Yes. I was thinking about it and then decided to postpone it a bit. Thomas
introduced more generic infrastructure with ARCH_STACKWALK. See x86
implementation. There is consume_entry() which is exactly what you are
proposing. So I thought it should be a part of a bigger rework in the
future.
> > + }
> > +
> > + return 0;
> > +}
> > +
> > +int save_stack_trace_tsk_reliable(struct task_struct *tsk,
> > + struct stack_trace *trace)
> > +{
> > + int ret;
> > +
> > + /*
> > + * If the task doesn't have a stack (e.g., a zombie), the stack is
> > + * "reliably" empty.
> > + */
> > + if (!try_get_task_stack(tsk))
> > + return 0;
> > +
> > + ret = __save_stack_trace_tsk_reliable(tsk, trace);
> > +
> > + put_task_stack(tsk);
> > +
> > + return ret;
> > +}
> > +#endif
> > diff --git a/arch/s390/kernel/unwind_bc.c b/arch/s390/kernel/unwind_bc.c
> > index 3ce8a0808059..ada3a8538961 100644
> > --- a/arch/s390/kernel/unwind_bc.c
> > +++ b/arch/s390/kernel/unwind_bc.c
> > @@ -153,3 +153,96 @@ void __unwind_start(struct unwind_state *state, struct task_struct *task,
> > state->reliable = reliable;
> > }
> > EXPORT_SYMBOL_GPL(__unwind_start);
> > +
> > +#ifdef CONFIG_HAVE_RELIABLE_STACKTRACE
> > +void __unwind_start_reliable(struct unwind_state *state,
> > + struct task_struct *task, unsigned long sp)
> > +{
> > + struct stack_info *info = &state->stack_info;
> > + struct stack_frame *sf;
> > + unsigned long ip;
> > +
> > + memset(state, 0, sizeof(*state));
> > + state->task = task;
> > +
> > + /* Get current stack pointer and initialize stack info */
> > + if (get_stack_info_reliable(sp, task, info) ||
> > + !on_stack(info, sp, sizeof(struct stack_frame))) {
> > + /* Something is wrong with the stack pointer */
> > + info->type = STACK_TYPE_UNKNOWN;
> > + state->error = true;
> > + return;
> > + }
> > +
> > + /* Get the instruction pointer from the stack frame */
> > + sf = (struct stack_frame *) sp;
> > + ip = READ_ONCE_NOCHECK(sf->gprs[8]);
> > +
> > +#ifdef CONFIG_FUNCTION_GRAPH_TRACER
> > + /* Decode any ftrace redirection */
> > + if (ip == (unsigned long) return_to_handler)

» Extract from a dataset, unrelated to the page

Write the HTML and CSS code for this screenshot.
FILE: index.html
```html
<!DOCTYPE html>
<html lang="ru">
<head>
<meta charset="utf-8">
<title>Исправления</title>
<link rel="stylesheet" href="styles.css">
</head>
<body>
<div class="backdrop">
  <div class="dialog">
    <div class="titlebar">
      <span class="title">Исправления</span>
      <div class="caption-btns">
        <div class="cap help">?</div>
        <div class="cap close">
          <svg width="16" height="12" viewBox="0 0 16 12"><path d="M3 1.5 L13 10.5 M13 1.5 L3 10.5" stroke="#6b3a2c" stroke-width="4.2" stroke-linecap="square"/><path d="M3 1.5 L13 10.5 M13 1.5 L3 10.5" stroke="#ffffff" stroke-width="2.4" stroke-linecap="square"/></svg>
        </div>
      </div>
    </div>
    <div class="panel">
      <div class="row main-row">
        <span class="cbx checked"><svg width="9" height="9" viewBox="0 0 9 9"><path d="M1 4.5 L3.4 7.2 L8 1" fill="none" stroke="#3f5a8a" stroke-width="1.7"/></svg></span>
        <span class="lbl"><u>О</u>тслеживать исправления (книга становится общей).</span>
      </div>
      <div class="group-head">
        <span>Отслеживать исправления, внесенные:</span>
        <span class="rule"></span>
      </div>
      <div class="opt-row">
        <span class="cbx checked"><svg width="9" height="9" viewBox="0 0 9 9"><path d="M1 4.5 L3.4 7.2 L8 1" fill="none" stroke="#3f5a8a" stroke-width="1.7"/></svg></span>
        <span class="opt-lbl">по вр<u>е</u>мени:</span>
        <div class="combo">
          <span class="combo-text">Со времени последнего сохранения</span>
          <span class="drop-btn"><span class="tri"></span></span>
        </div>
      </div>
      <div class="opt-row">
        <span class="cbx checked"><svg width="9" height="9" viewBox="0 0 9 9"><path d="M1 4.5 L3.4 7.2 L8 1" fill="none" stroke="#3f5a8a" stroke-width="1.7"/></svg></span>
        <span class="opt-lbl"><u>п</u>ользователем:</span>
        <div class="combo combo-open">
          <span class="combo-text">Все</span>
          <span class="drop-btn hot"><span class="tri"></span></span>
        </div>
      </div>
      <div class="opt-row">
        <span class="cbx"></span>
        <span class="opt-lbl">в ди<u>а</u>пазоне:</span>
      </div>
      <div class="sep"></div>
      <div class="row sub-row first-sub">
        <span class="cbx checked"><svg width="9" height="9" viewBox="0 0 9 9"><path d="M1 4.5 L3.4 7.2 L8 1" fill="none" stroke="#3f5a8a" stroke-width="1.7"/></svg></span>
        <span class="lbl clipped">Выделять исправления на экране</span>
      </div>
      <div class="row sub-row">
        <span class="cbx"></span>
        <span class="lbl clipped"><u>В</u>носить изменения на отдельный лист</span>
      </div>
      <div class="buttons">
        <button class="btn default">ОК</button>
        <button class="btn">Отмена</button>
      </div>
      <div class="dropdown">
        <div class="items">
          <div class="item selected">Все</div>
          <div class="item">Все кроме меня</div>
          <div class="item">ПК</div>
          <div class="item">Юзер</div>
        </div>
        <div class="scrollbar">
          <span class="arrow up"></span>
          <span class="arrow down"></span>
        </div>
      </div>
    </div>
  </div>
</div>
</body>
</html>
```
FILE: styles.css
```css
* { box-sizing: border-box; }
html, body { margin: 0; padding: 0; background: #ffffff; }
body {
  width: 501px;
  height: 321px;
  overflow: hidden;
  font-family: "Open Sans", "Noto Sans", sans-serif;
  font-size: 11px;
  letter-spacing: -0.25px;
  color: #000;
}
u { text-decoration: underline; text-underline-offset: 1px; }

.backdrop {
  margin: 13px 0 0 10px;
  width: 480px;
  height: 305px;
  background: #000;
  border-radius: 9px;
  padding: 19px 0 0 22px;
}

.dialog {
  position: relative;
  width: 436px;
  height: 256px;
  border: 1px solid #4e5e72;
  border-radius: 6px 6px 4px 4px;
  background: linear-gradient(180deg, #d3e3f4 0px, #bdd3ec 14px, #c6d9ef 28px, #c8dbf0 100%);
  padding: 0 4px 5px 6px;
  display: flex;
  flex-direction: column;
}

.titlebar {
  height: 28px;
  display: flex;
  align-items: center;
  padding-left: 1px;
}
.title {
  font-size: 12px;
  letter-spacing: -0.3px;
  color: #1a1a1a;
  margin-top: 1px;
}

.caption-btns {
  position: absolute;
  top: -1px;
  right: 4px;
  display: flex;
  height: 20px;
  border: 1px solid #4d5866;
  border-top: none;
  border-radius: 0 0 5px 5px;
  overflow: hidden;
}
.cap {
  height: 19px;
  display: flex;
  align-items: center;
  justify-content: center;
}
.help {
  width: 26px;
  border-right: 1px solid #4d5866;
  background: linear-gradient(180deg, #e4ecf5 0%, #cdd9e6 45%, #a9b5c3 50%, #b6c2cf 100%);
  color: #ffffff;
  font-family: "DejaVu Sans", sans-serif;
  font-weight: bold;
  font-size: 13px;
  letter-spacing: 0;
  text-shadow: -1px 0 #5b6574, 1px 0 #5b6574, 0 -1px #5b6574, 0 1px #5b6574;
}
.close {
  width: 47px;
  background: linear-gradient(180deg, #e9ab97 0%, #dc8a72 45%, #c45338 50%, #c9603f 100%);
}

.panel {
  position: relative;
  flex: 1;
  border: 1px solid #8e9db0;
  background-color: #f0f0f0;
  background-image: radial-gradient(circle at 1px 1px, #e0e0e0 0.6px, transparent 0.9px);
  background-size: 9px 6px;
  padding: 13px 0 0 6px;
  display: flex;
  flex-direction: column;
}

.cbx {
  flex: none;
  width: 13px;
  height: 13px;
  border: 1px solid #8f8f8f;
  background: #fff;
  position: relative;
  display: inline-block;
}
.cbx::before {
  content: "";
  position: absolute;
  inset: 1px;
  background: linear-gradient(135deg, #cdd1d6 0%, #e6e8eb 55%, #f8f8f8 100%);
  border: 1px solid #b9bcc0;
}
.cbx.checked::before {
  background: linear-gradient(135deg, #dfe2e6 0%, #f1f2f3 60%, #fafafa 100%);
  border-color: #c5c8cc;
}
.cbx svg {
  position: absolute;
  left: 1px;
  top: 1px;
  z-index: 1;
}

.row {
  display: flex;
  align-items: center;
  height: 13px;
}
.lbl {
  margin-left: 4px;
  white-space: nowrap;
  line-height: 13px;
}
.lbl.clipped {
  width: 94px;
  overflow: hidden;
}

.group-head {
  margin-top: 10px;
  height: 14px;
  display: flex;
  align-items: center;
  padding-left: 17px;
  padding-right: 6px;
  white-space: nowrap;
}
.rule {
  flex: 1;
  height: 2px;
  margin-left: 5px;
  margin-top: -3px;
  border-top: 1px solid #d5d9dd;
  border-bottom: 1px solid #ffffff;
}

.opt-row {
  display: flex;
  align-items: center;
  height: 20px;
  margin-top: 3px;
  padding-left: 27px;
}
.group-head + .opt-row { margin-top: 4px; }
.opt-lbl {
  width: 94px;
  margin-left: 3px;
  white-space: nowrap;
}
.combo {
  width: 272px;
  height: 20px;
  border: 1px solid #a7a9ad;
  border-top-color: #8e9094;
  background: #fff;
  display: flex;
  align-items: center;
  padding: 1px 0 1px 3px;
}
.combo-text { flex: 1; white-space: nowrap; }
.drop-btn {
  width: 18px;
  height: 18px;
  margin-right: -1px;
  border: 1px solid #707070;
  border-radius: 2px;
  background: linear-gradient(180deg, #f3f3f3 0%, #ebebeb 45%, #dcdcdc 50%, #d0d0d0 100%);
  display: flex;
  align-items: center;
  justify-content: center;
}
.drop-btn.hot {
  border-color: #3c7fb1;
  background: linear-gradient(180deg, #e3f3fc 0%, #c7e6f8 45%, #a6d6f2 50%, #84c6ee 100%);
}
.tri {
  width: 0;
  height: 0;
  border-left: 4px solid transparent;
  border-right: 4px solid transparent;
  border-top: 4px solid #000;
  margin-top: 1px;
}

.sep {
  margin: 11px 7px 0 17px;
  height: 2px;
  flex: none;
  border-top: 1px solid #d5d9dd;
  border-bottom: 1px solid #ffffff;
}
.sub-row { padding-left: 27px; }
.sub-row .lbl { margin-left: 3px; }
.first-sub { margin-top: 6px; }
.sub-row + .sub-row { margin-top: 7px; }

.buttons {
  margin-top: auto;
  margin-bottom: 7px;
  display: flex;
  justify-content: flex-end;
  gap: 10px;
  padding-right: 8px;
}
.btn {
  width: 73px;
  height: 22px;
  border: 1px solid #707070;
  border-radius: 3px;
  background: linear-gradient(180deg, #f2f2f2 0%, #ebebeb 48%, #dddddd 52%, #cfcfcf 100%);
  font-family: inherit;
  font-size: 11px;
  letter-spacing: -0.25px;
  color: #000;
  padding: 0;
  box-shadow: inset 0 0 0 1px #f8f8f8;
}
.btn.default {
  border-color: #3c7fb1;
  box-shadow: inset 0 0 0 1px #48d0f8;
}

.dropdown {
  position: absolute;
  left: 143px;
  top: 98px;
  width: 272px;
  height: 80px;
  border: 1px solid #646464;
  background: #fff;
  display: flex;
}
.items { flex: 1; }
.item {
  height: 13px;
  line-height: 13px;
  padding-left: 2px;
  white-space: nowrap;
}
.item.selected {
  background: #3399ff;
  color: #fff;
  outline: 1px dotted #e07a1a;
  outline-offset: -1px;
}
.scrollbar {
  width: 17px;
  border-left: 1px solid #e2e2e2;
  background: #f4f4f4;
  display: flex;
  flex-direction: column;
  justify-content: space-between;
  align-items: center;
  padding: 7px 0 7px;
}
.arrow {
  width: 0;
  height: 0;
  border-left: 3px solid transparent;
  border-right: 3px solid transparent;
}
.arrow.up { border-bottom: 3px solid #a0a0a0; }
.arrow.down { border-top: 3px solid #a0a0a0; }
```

> > + ip = ftrace_graph_ret_addr(state->task, &state->graph_idx,
> > + ip, NULL);
> ^^^^
> double checking: we ignore the retp here and not in the next-frame case?
Frankly, I copy-pasted this from non-reliable versions and checked that
powerpc ignored it as well. I'll double check.
It also calls for another cleanup. #ifdef seems to be superfluous and
checking ip for return_to_handler too (because it is done in
ftrace_graph_ret_addr() itself).
> > +#endif
> > +
> > + /* Update unwind state */
> > + state->sp = sp;
> > + state->ip = ip;
> > +}
> > +
> > +bool unwind_next_frame_reliable(struct unwind_state *state)
> > +{
> > + struct stack_info *info = &state->stack_info;
> > + struct stack_frame *sf;
> > + struct pt_regs *regs;
> > + unsigned long sp, ip;
> > +
> > + sf = (struct stack_frame *) state->sp;
> > + sp = READ_ONCE_NOCHECK(sf->back_chain);
> > + /*
> > + * Idle tasks are special. The final back-chain points to nodat_stack.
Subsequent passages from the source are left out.